Nous avons des raisons de nous inquiéter. Un mètre carré de posidonie produit autant d’oxygène qu’un hectare de la forêt amazonienne, et ces plantes capturent plus de CO2 que les forêts du monde entier. Or les herbiers, dont se nourrissent déjà les saupes (Sarpa salpa) qui vivent là, sont menacés par le poisson-lapin (Siganus) – une des rares espèces exclusivement herbivores –, venu de la mer Rouge, et que l’on voit de plus en plus en Méditerranée. Si la population des deux espèces finit par se réguler, l’herbier subsistera, simplement taillé à ras à la fin de l’été. Mais les herbiers sont aussi abîmés par les plaisanciers, de plus en plus nombreux, qui arrachent les plantes avec l’ancre de leur bateau ou déversent leurs eaux usées. Ces deux exemples montrent qu’à long terme, face aux bouleversements climatiques, la biodiversité souffre mais s’adapte, et que le seul problème, c’est l’être humain qui, lui, ne renonce à rien! Il n’a pas la modestie du monde sauvage de s’effacer quand cela ne va pas. Il a cette arrogance de survivre. Et plus que de survivre, de bien vivre!

- Vous avez remarqué que la pollution sonore a aussi des effets néfastes. Le «monde du silence» du commandant Cousteau est donc devenu… bruyant?

En effet! Le bruit du trafic maritime, toujours plus important, désoriente les animaux et provoque des collisions. En Méditerranée, on estime que c’est un télescopage par jour. Et pas forcément avec des rorquals de vingt mètres, cela peut être des dauphins, des tortues, des poissons-lunes… C’est peut-être aussi la cause des échouages de cétacés qui viennent mourir sur les plages. Plus marginal, on peut parler aussi du bruit des éoliennes ou des missions de reconnaissance géophysique des fonds marins… Et puis, il y a le tapage de la plage! Le littoral concentre 90 % de la vie sous-marine, or c’est là que les nuisances sont les plus importantes – celles du jet-ski par exemple, cette horreur de bord de mer. Franchement, qu’est-ce que ça changerait à notre société, à nos loisirs, à notre bonheur, qu’il n’y ait plus de jet-skis?
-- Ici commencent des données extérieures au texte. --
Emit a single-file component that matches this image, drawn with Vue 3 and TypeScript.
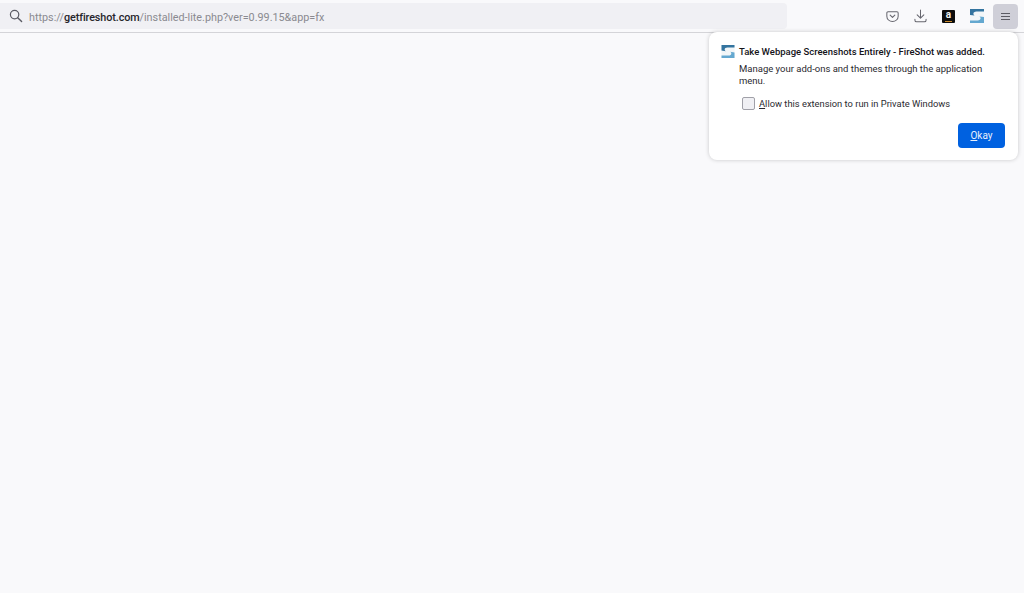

En Suisse, ils sont interdits sur les lacs. Les Suisses sont-ils moins heureux que nous?

- D’ailleurs, les équipements de plongée que vous employez ne rejettent pas de bulles et sont silencieux…

J’utilise un recycleur qui régénère les gaz respirés. D’abord parce que cela permet de plonger plus profond et plus longtemps. Mais aussi parce que, ne rejetant pas de bulles, je suis plus discret. Je peux entendre les poissons, le mouvement d’un banc alarmé par l’approche d’un prédateur… En Méditerranée, dans certaines cavités, on distingue le grognement des corbs. La nuit, en plongée dans l’herbier, on perçoit la rascasse, qui coasse comme une grenouille. Ce qui est étonnant, c’est que les ornithologues connaissent les chants de tous les oiseaux alors que les experts du monde sous-marin n’en sont encore qu’aux balbutiements pour les sons de la faune aquatique. A l’aide de micros à large spectre, ils savent capter le bruit d’une crevette qui communique avec une de ses congénères à trente mètres de là. Mais le plus souvent, ils enregistrent des sons sans pouvoir dire de quelle espèce ils émanent.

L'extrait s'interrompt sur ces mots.